Material
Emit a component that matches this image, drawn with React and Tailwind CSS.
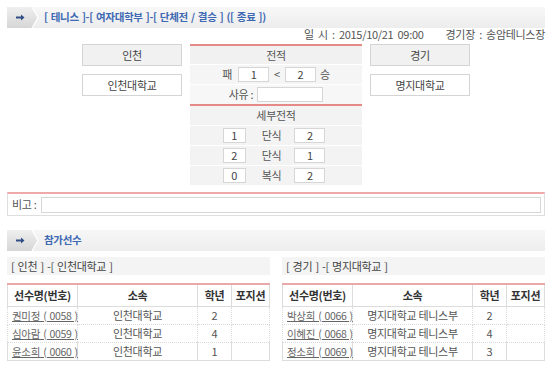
import React from "react";

const FONT = { fontFamily: '"Noto Sans CJK KR", "Noto Sans", sans-serif' };

function SectionHeader({ title }) {
  return (
    <div className="flex h-[21px] items-stretch bg-gradient-to-b from-[#f7f7f7] to-[#ededed]">
      <div className="flex w-[24px] items-center justify-center bg-gradient-to-b from-[#efefef] to-[#d6d6d6]">
        <svg width="9" height="7" viewBox="0 0 9 7" className="ml-[2px]">
          <path d="M0 2.5H5V0.5L8.5 3.5L5 6.5V4.5H0Z" fill="#2f4f86" />
        </svg>
      </div>
      <svg width="8" height="21" viewBox="0 0 8 21" className="block">
        <defs>
          <linearGradient id="tabg" x1="0" y1="0" x2="0" y2="1">
            <stop offset="0" stopColor="#efefef" />
            <stop offset="1" stopColor="#d6d6d6" />
          </linearGradient>
        </defs>
        <polygon points="0,0 1,0 7,10.5 1,21 0,21" fill="url(#tabg)" />
        <polyline points="1,0 7,10.5 1,21" fill="none" stroke="#ffffff" strokeWidth="1.2" />
      </svg>
      <span className="ml-[5px] self-center text-[10.5px] font-bold leading-none text-[#3d68b3] [word-spacing:1px]">
        {title}
      </span>
    </div>
  );
}

function Box({ children, className = "" }) {
  return (
    <span
      className={`inline-flex h-[15px] items-center justify-center border border-[#d6d6d6] bg-white text-[11px] leading-none text-[#444] ${className}`}
    >
      {children}
    </span>
  );
}

function PlayerTable({ rows }) {
  const last = rows.length - 1;
  const rowBorder = (idx) =>
    idx < last ? "border-b border-dotted border-b-[#dadada]" : "border-b border-b-[#dcdcdc]";
  return (
    <table className="mt-[8px] w-full table-fixed border-collapse text-[11px] text-[#555]">
      <colgroup>
        <col className="w-[70px]" />
        <col />
        <col className="w-[34px]" />
        <col className="w-[38px]" />
      </colgroup>
      <thead>
        <tr className="h-[22px] border-t-2 border-t-[#e9a9a9]">
          {["선수명(번호)", "소속", "학년", "포지션"].map((h, i) => (
            <th
              key={h}
              className={`whitespace-nowrap border-b border-r border-[#dcdcdc] p-0 font-bold leading-none text-[#333] ${i === 0 ? "border-l" : ""}`}
            >
              {h}
            </th>
          ))}
        </tr>
      </thead>
      <tbody>
        {rows.map((r, idx) => (
          <tr key={idx} className="h-[18px]">
            <td className={`whitespace-nowrap border-l border-r border-l-[#dcdcdc] border-r-[#dcdcdc] p-0 pl-[4px] leading-[17px] ${rowBorder(idx)}`}>
              <span className="text-[10.5px] text-[#666] underline [word-spacing:1px]">{r[0]}</span>
            </td>
            <td className={`whitespace-nowrap border-r border-r-[#dcdcdc] p-0 text-center leading-[17px] ${rowBorder(idx)}`}>
              {r[1]}
            </td>
            <td className={`border-r border-r-[#dcdcdc] p-0 text-center leading-[17px] ${rowBorder(idx)}`}>
              {r[2]}
            </td>
            <td className={`border-r border-r-[#dcdcdc] p-0 ${rowBorder(idx)}`}></td>
          </tr>
        ))}
      </tbody>
    </table>
  );
}

export default function App() {
  return (
    <div
      className="h-[366px] w-[550px] overflow-hidden bg-white pl-[7px] pr-[5px] pt-[7px] tracking-[-0.3px]"
      style={FONT}
    >
      <SectionHeader title="[ 테니스 ]-[ 여자대학부 ]-[ 단체전 / 결승 ] ([ 종료 ])" />

      <div className="flex h-[12px] items-center justify-end gap-[22px] text-[11px] leading-none text-[#555] [word-spacing:2px]">
        <span>일 시 : 2015/10/21 09:00</span>
        <span>경기장 : 송암테니스장</span>
      </div>

      <div className="mt-[4px] flex justify-center gap-[8px]">
        <div className="flex w-[100px] flex-col gap-[8px]">
          <div className="flex h-[22px] items-center justify-center border border-[#d4d4d4] bg-[#f1f1f1] text-[11px] text-[#444]">
            인천
          </div>
          <div className="flex h-[22px] items-center justify-center border border-[#d4d4d4] bg-white text-[11px] text-[#444]">
            인천대학교
          </div>
        </div>

        <div className="flex w-[172px] flex-col text-[11px] text-[#555]">
          <div className="border-y-2 border-[#e58a86]">
            <div className="flex h-[18px] items-center justify-center bg-[#f1f1f1] leading-none">전적</div>
            <div className="flex h-[20px] items-center justify-center border-t border-white bg-[#f5f5f5] leading-none">
              <span className="mr-[6px]">패</span>
              <Box className="w-[31px]">1</Box>
              <span className="mx-[5px]">&lt;</span>
              <Box className="w-[31px]">2</Box>
              <span className="ml-[4px]">승</span>
            </div>
            <div className="flex h-[20px] items-center justify-center border-t border-white bg-[#f7f7f7] leading-none">
              <span className="mr-[4px]">사유 :</span>
              <Box className="w-[66px]"></Box>
            </div>
          </div>
          <div className="flex h-[19px] items-center justify-center bg-[#f3f3f3] leading-none">세부전적</div>
          {[
            ["1", "단식", "2"],
            ["2", "단식", "1"],
            ["0", "복식", "2"],
          ].map((r, i) => (
            <div
              key={i}
              className="flex h-[20px] items-center justify-center border-t border-white bg-[#f3f3f3] pr-[4px] leading-none"
            >
              <Box className="w-[23px]">{r[0]}</Box>
              <span className="ml-[16px] mr-[13px]">{r[1]}</span>
              <Box className="w-[31px]">{r[2]}</Box>
            </div>
          ))}
        </div>

        <div className="flex w-[100px] flex-col gap-[8px]">
          <div className="flex h-[22px] items-center justify-center border border-[#d4d4d4] bg-[#f1f1f1] text-[11px] text-[#444]">
            경기
          </div>
          <div className="flex h-[22px] items-center justify-center border border-[#d4d4d4] bg-white text-[11px] text-[#444]">
            명지대학교
          </div>
        </div>
      </div>

      <div className="mt-[7px] flex h-[24px] items-center border border-t-2 border-[#dedede] border-t-[#eeaaa8] pl-[4px] text-[11px] text-[#555]">
        <span className="mr-[4px] leading-none">비고 :</span>
        <div className="mr-[3px] h-[16px] flex-1 border border-[#d6d6d6] bg-white"></div>
      </div>

      <div className="mt-[14px]">
        <SectionHeader title="참가선수" />
      </div>

      <div className="mt-[6px] flex gap-[12px]">
        <div className="flex-1">
          <div className="flex h-[18px] items-center bg-[#f4f4f4] pl-[4px] text-[11px] leading-none text-[#444] [word-spacing:1px]">
            [ 인천 ] -[ 인천대학교 ]
          </div>
          <PlayerTable
            rows={[
              ["권미정 ( 0058 )", "인천대학교", "2"],
              ["심아람 ( 0059 )", "인천대학교", "4"],
              ["윤소희 ( 0060 )", "인천대학교", "1"],
            ]}
          />
        </div>
        <div className="flex-1">
          <div className="flex h-[18px] items-center bg-[#f4f4f4] pl-[4px] text-[11px] leading-none text-[#444] [word-spacing:1px]">
            [ 경기 ] -[ 명지대학교 ]
          </div>
          <PlayerTable
            rows={[
              ["박상희 ( 0066 )", "명지대학교 테니스부", "2"],
              ["이혜진 ( 0068 )", "명지대학교 테니스부", "4"],
              ["정소희 ( 0069 )", "명지대학교 테니스부", "3"],
            ]}
          />
        </div>
      </div>
    </div>
  );
}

Exercise brief
Find and copy each line above that includes the string "React".

Result of this exercise
Emit a component that matches this image, drawn with React and Tailwind CSS.
import React from "react";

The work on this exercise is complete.